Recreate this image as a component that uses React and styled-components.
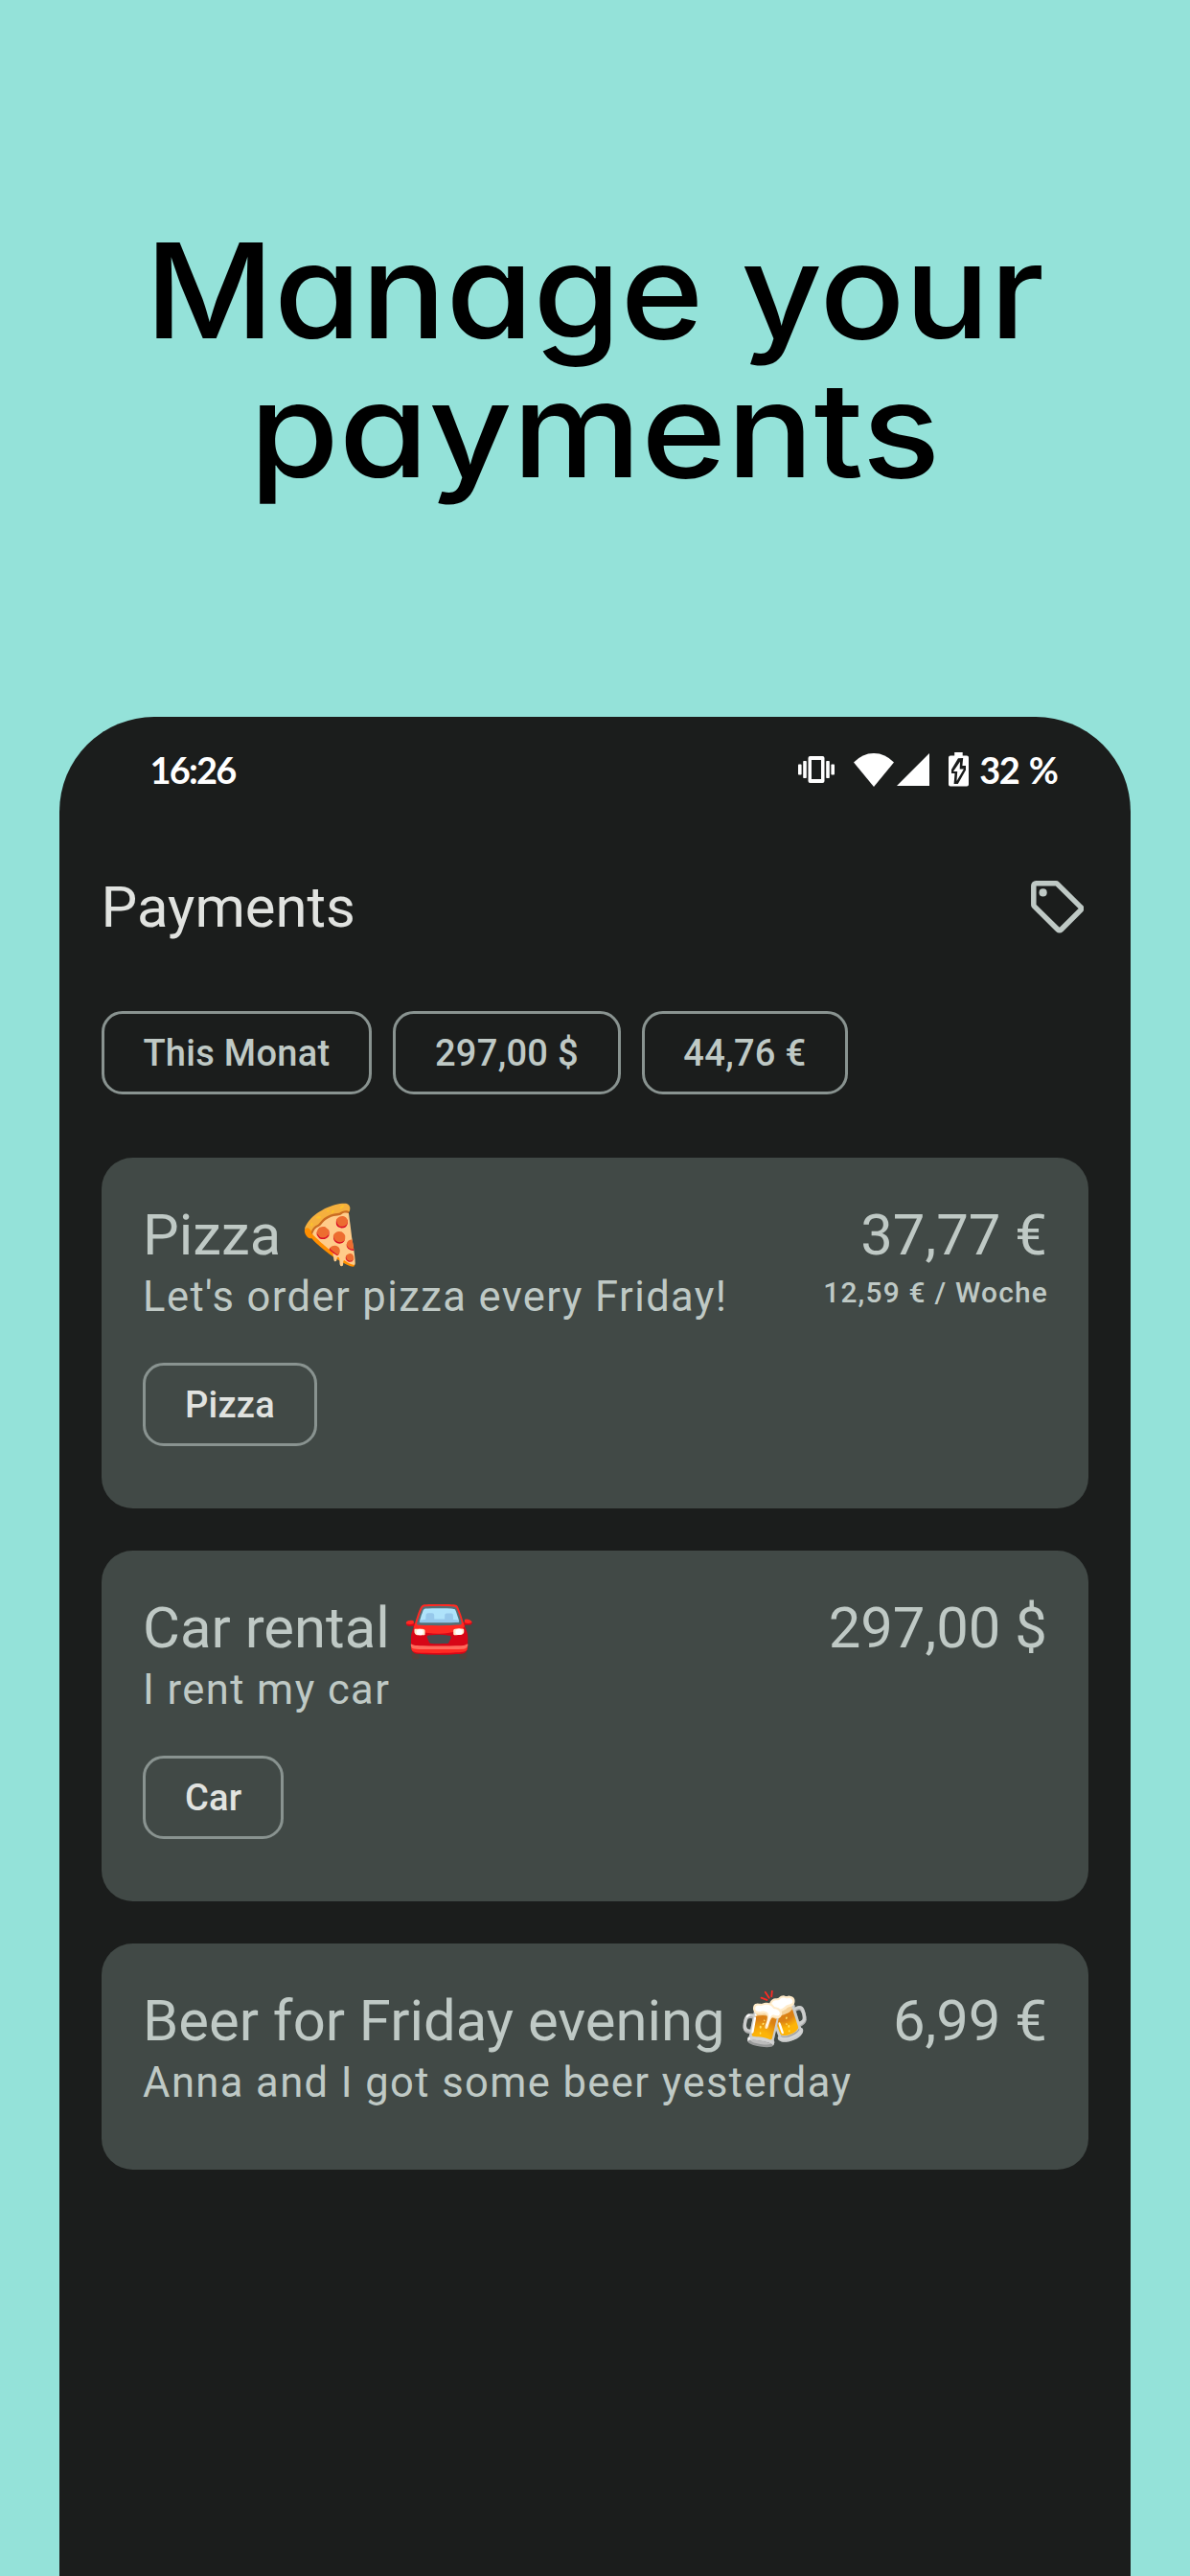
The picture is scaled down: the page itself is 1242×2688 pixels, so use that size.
import React from "react";
import styled, { createGlobalStyle } from "styled-components";

const GlobalStyle = createGlobalStyle`
  * { box-sizing: border-box; }
  body { margin: 0; background: #94e2d9; }
`;

const Page = styled.main`
  width: 1242px;
  height: 2688px;
  overflow: hidden;
  display: flex;
  flex-direction: column;
  align-items: center;
  background: #94e2d9;
  font-family: Roboto, "Noto Color Emoji", sans-serif;
`;

const Headline = styled.h1`
  height: 747.6px;
  flex: none;
  margin: 0;
  padding-top: 230px;
  color: #000;
  font-family: Inter, sans-serif;
  font-size: 138px;
  font-weight: 500;
  line-height: 145px;
  font-feature-settings: "cv11" 1;
  text-align: center;
`;

const HeadlineLine = styled.span`
  display: block;
  transform: scaleX(${(p) => p.$stretch});
`;

const Phone = styled.section`
  width: 1118px;
  flex: 1;
  padding: 0 43.6px;
  border-radius: 99px 99px 0 0;
  background: #1b1d1c;
`;

const StatusBar = styled.div`
  display: flex;
  align-items: center;
  height: 111px;
  padding: 0 33px 0 51px;
  color: #fff;
  font-family: Lato, sans-serif;
  font-size: 38px;
  font-weight: 700;
`;

const Clock = styled.span`
  margin-right: auto;
  letter-spacing: -1.8px;
`;

const StatusIcon = styled.svg`
  display: block;
  flex: none;
  fill: #fff;
  margin-right: ${(p) => p.$gap}px;
`;

const Battery = styled.span`
  letter-spacing: -1.6px;
  word-spacing: 3px;
`;

const AppBar = styled.header`
  display: flex;
  align-items: center;
  justify-content: space-between;
  height: 176px;
  padding-right: 5px;
`;

const Title = styled.h2`
  margin: 0;
  color: #e1e3e0;
  font-size: 59.8px;
  font-weight: 400;
  line-height: 76px;
`;

const ChipRow = styled.div`
  display: flex;
  gap: 21.8px;
  margin-top: ${(p) => p.$top}px;
`;

const Chip = styled.span`
  height: 87.1px;
  padding: 0 40.8px;
  border: 3px solid #899390;
  border-radius: 21.8px;
  color: ${(p) => p.$color};
  font-size: 38.1px;
  font-weight: 500;
  letter-spacing: 0.27px;
  line-height: 82px;
  white-space: nowrap;
`;

const CardList = styled.div`
  display: flex;
  flex-direction: column;
  gap: 43.5px;
  margin-top: 65.3px;
`;

const Card = styled.article`
  padding: 43.5px 43.5px 65.1px;
  border-radius: 32.6px;
  background: #414946;
  color: #bfc9c5;
`;

const CardTop = styled.div`
  display: flex;
  justify-content: space-between;
`;

const Side = styled.div`
  text-align: ${(p) => p.$align};
  white-space: nowrap;
`;

const Heading = styled.div`
  height: 76.4px;
  font-size: 59.8px;
  line-height: 76.4px;
`;

const Description = styled.div`
  height: 51.4px;
  font-size: 43.5px;
  letter-spacing: 1.42px;
  line-height: 53px;
`;

const Interval = styled.div`
  margin-right: -1.2px;
  font-size: 29.9px;
  font-weight: 500;
  letter-spacing: 1.22px;
  line-height: 44px;
`;

const payments = [
  { name: "Pizza 🍕", note: "Let's order pizza every Friday!", amount: "37,77 €", interval: "12,59 € / Woche", tag: "Pizza" },
  { name: "Car rental 🚘", note: "I rent my car", amount: "297,00 $", tag: "Car" },
  { name: "Beer for Friday evening 🍻", note: "Anna and I got some beer yesterday", amount: "6,99 €" },
];

function VibrateIcon() {
  return (
    <StatusIcon width="38" height="28" viewBox="0 0 38 28" $gap={20}>
      <path fillRule="evenodd" d="M12.5 0h13a2 2 0 0 1 2 2v24a2 2 0 0 1-2 2h-13a2 2 0 0 1-2-2V2a2 2 0 0 1 2-2zM14 4v20h10V4z" />
      <rect x="5.2" y="5" width="3.6" height="18" rx="0.8" />
      <rect x="29.2" y="5" width="3.6" height="18" rx="0.8" />
      <rect x="0" y="8.6" width="3.6" height="11" rx="0.8" />
      <rect x="34.4" y="8.6" width="3.6" height="11" rx="0.8" />
    </StatusIcon>
  );
}

function WifiIcon() {
  return (
    <StatusIcon width="42" height="35" viewBox="0 0 42 35" $gap={3.5}>
      <path d="M21 35 0 9.6Q9 0 21 0t21 9.6z" />
    </StatusIcon>
  );
}

function SignalIcon() {
  return (
    <StatusIcon width="34" height="34" viewBox="0 0 34 34" $gap={19.5}>
      <path d="M34 0v34H0z" />
    </StatusIcon>
  );
}

function BatteryIcon() {
  return (
    <StatusIcon width="21" height="35.5" viewBox="0 0 21 35.5" $gap={11.5}>
      <path
        fillRule="evenodd"
        d="M6.2 0h8.5v3.5H19a2 2 0 0 1 2 2v28a2 2 0 0 1-2 2H2a2 2 0 0 1-2-2v-28a2 2 0 0 1 2-2h4.2zM10 6.2 3 18v4h3.5L5.6 33h4.2L18 18.6V14h-3.6l.8-8z"
      />
      <path d="M12 9.8 5 20h4.2l-.7 10 7.4-12.6h-4.2z" />
    </StatusIcon>
  );
}

function TagIcon() {
  return (
    <svg width="55.3" height="54.6" viewBox="0 0 55.3 54.6" fill="none">
      <path
        d="M5.2 2.8H26a2 2 0 0 1 1.5.6L52 27.6a2 2 0 0 1 0 3L31.3 51.2a2 2 0 0 1-3 0L3.4 26.6a2 2 0 0 1-.6-1.5V5.2a2.4 2.4 0 0 1 2.4-2.4z"
        stroke="#bfc9c5"
        strokeWidth="5.5"
      />
      <circle cx="12.6" cy="12.4" r="4.1" fill="#bfc9c5" />
    </svg>
  );
}

export default function App() {
  return (
    <Page>
      <GlobalStyle />
      <Headline>
        <HeadlineLine $stretch={1.067}>Manage your</HeadlineLine>
        <HeadlineLine $stretch={1.098}>payments</HeadlineLine>
      </Headline>
      <Phone>
        <StatusBar>
          <Clock>16:26</Clock>
          <VibrateIcon />
          <WifiIcon />
          <SignalIcon />
          <BatteryIcon />
          <Battery>32 %</Battery>
        </StatusBar>
        <AppBar>
          <Title>Payments</Title>
          <TagIcon />
        </AppBar>
        <ChipRow $top={20.6}>
          <Chip $color="#bfc9c5">This Monat</Chip>
          <Chip $color="#bfc9c5">297,00 $</Chip>
          <Chip $color="#bfc9c5">44,76 €</Chip>
        </ChipRow>
        <CardList>
          {payments.map((p) => (
            <Card key={p.name}>
              <CardTop>
                <Side $align="left">
                  <Heading>{p.name}</Heading>
                  <Description>{p.note}</Description>
                </Side>
                <Side $align="right">
                  <Heading>{p.amount}</Heading>
                  {p.interval && <Interval>{p.interval}</Interval>}
                </Side>
              </CardTop>
              {p.tag && (
                <ChipRow $top={43}>
                  <Chip $color="#e1e3e0">{p.tag}</Chip>
                </ChipRow>
              )}
            </Card>
          ))}
        </CardList>
      </Phone>
    </Page>
  );
}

···

Short exercise:
Without the pictures, output the full listing exactly as it stands.

Solution to this problem:
Recreate this image as a component that uses React and styled-components.
The picture is scaled down: the page itself is 1242×2688 pixels, so use that size.
import React from "react";
import styled, { createGlobalStyle } from "styled-components";

const GlobalStyle = createGlobalStyle`
  * { box-sizing: border-box; }
  body { margin: 0; background: #94e2d9; }
`;

const Page = styled.main`
  width: 1242px;
  height: 2688px;
  overflow: hidden;
  display: flex;
  flex-direction: column;
  align-items: center;
  background: #94e2d9;
  font-family: Roboto, "Noto Color Emoji", sans-serif;
`;

const Headline = styled.h1`
  height: 747.6px;
  flex: none;
  margin: 0;
  padding-top: 230px;
  color: #000;
  font-family: Inter, sans-serif;
  font-size: 138px;
  font-weight: 500;
  line-height: 145px;
  font-feature-settings: "cv11" 1;
  text-align: center;
`;

const HeadlineLine = styled.span`
  display: block;
  transform: scaleX(${(p) => p.$stretch});
`;

const Phone = styled.section`
  width: 1118px;
  flex: 1;
  padding: 0 43.6px;
  border-radius: 99px 99px 0 0;
  background: #1b1d1c;
`;

const StatusBar = styled.div`
  display: flex;
  align-items: center;
  height: 111px;
  padding: 0 33px 0 51px;
  color: #fff;
  font-family: Lato, sans-serif;
  font-size: 38px;
  font-weight: 700;
`;

const Clock = styled.span`
  margin-right: auto;
  letter-spacing: -1.8px;
`;

const StatusIcon = styled.svg`
  display: block;
  flex: none;
  fill: #fff;
  margin-right: ${(p) => p.$gap}px;
`;

const Battery = styled.span`
  letter-spacing: -1.6px;
  word-spacing: 3px;
`;

const AppBar = styled.header`
  display: flex;
  align-items: center;
  justify-content: space-between;
  height: 176px;
  padding-right: 5px;
`;

const Title = styled.h2`
  margin: 0;
  color: #e1e3e0;
  font-size: 59.8px;
  font-weight: 400;
  line-height: 76px;
`;

const ChipRow = styled.div`
  display: flex;
  gap: 21.8px;
  margin-top: ${(p) => p.$top}px;
`;

const Chip = styled.span`
  height: 87.1px;
  padding: 0 40.8px;
  border: 3px solid #899390;
  border-radius: 21.8px;
  color: ${(p) => p.$color};
  font-size: 38.1px;
  font-weight: 500;
  letter-spacing: 0.27px;
  line-height: 82px;
  white-space: nowrap;
`;

const CardList = styled.div`
  display: flex;
  flex-direction: column;
  gap: 43.5px;
  margin-top: 65.3px;
`;

const Card = styled.article`
  padding: 43.5px 43.5px 65.1px;
  border-radius: 32.6px;
  background: #414946;
  color: #bfc9c5;
`;

const CardTop = styled.div`
  display: flex;
  justify-content: space-between;
`;

const Side = styled.div`
  text-align: ${(p) => p.$align};
  white-space: nowrap;
`;

const Heading = styled.div`
  height: 76.4px;
  font-size: 59.8px;
  line-height: 76.4px;
`;

const Description = styled.div`
  height: 51.4px;
  font-size: 43.5px;
  letter-spacing: 1.42px;
  line-height: 53px;
`;

const Interval = styled.div`
  margin-right: -1.2px;
  font-size: 29.9px;
  font-weight: 500;
  letter-spacing: 1.22px;
  line-height: 44px;
`;

const payments = [
  { name: "Pizza 🍕", note: "Let's order pizza every Friday!", amount: "37,77 €", interval: "12,59 € / Woche", tag: "Pizza" },
  { name: "Car rental 🚘", note: "I rent my car", amount: "297,00 $", tag: "Car" },
  { name: "Beer for Friday evening 🍻", note: "Anna and I got some beer yesterday", amount: "6,99 €" },
];

function VibrateIcon() {
  return (
    <StatusIcon width="38" height="28" viewBox="0 0 38 28" $gap={20}>
      <path fillRule="evenodd" d="M12.5 0h13a2 2 0 0 1 2 2v24a2 2 0 0 1-2 2h-13a2 2 0 0 1-2-2V2a2 2 0 0 1 2-2zM14 4v20h10V4z" />
      <rect x="5.2" y="5" width="3.6" height="18" rx="0.8" />
      <rect x="29.2" y="5" width="3.6" height="18" rx="0.8" />
      <rect x="0" y="8.6" width="3.6" height="11" rx="0.8" />
      <rect x="34.4" y="8.6" width="3.6" height="11" rx="0.8" />
    </StatusIcon>
  );
}

function WifiIcon() {
  return (
    <StatusIcon width="42" height="35" viewBox="0 0 42 35" $gap={3.5}>
      <path d="M21 35 0 9.6Q9 0 21 0t21 9.6z" />
    </StatusIcon>
  );
}

function SignalIcon() {
  return (
    <StatusIcon width="34" height="34" viewBox="0 0 34 34" $gap={19.5}>
      <path d="M34 0v34H0z" />
    </StatusIcon>
  );
}

function BatteryIcon() {
  return (
    <StatusIcon width="21" height="35.5" viewBox="0 0 21 35.5" $gap={11.5}>
      <path
        fillRule="evenodd"
        d="M6.2 0h8.5v3.5H19a2 2 0 0 1 2 2v28a2 2 0 0 1-2 2H2a2 2 0 0 1-2-2v-28a2 2 0 0 1 2-2h4.2zM10 6.2 3 18v4h3.5L5.6 33h4.2L18 18.6V14h-3.6l.8-8z"
      />
      <path d="M12 9.8 5 20h4.2l-.7 10 7.4-12.6h-4.2z" />
    </StatusIcon>
  );
}

function TagIcon() {
  return (
    <svg width="55.3" height="54.6" viewBox="0 0 55.3 54.6" fill="none">
      <path
        d="M5.2 2.8H26a2 2 0 0 1 1.5.6L52 27.6a2 2 0 0 1 0 3L31.3 51.2a2 2 0 0 1-3 0L3.4 26.6a2 2 0 0 1-.6-1.5V5.2a2.4 2.4 0 0 1 2.4-2.4z"
        stroke="#bfc9c5"
        strokeWidth="5.5"
      />
      <circle cx="12.6" cy="12.4" r="4.1" fill="#bfc9c5" />
    </svg>
  );
}

export default function App() {
  return (
    <Page>
      <GlobalStyle />
      <Headline>
        <HeadlineLine $stretch={1.067}>Manage your</HeadlineLine>
        <HeadlineLine $stretch={1.098}>payments</HeadlineLine>
      </Headline>
      <Phone>
        <StatusBar>
          <Clock>16:26</Clock>
          <VibrateIcon />
          <WifiIcon />
          <SignalIcon />
          <BatteryIcon />
          <Battery>32 %</Battery>
        </StatusBar>
        <AppBar>
          <Title>Payments</Title>
          <TagIcon />
        </AppBar>
        <ChipRow $top={20.6}>
          <Chip $color="#bfc9c5">This Monat</Chip>
          <Chip $color="#bfc9c5">297,00 $</Chip>
          <Chip $color="#bfc9c5">44,76 €</Chip>
        </ChipRow>
        <CardList>
          {payments.map((p) => (
            <Card key={p.name}>
              <CardTop>
                <Side $align="left">
                  <Heading>{p.name}</Heading>
                  <Description>{p.note}</Description>
                </Side>
                <Side $align="right">
                  <Heading>{p.amount}</Heading>
                  {p.interval && <Interval>{p.interval}</Interval>}
                </Side>
              </CardTop>
              {p.tag && (
                <ChipRow $top={43}>
                  <Chip $color="#e1e3e0">{p.tag}</Chip>
                </ChipRow>
              )}
            </Card>
          ))}
        </CardList>
      </Phone>
    </Page>
  );
}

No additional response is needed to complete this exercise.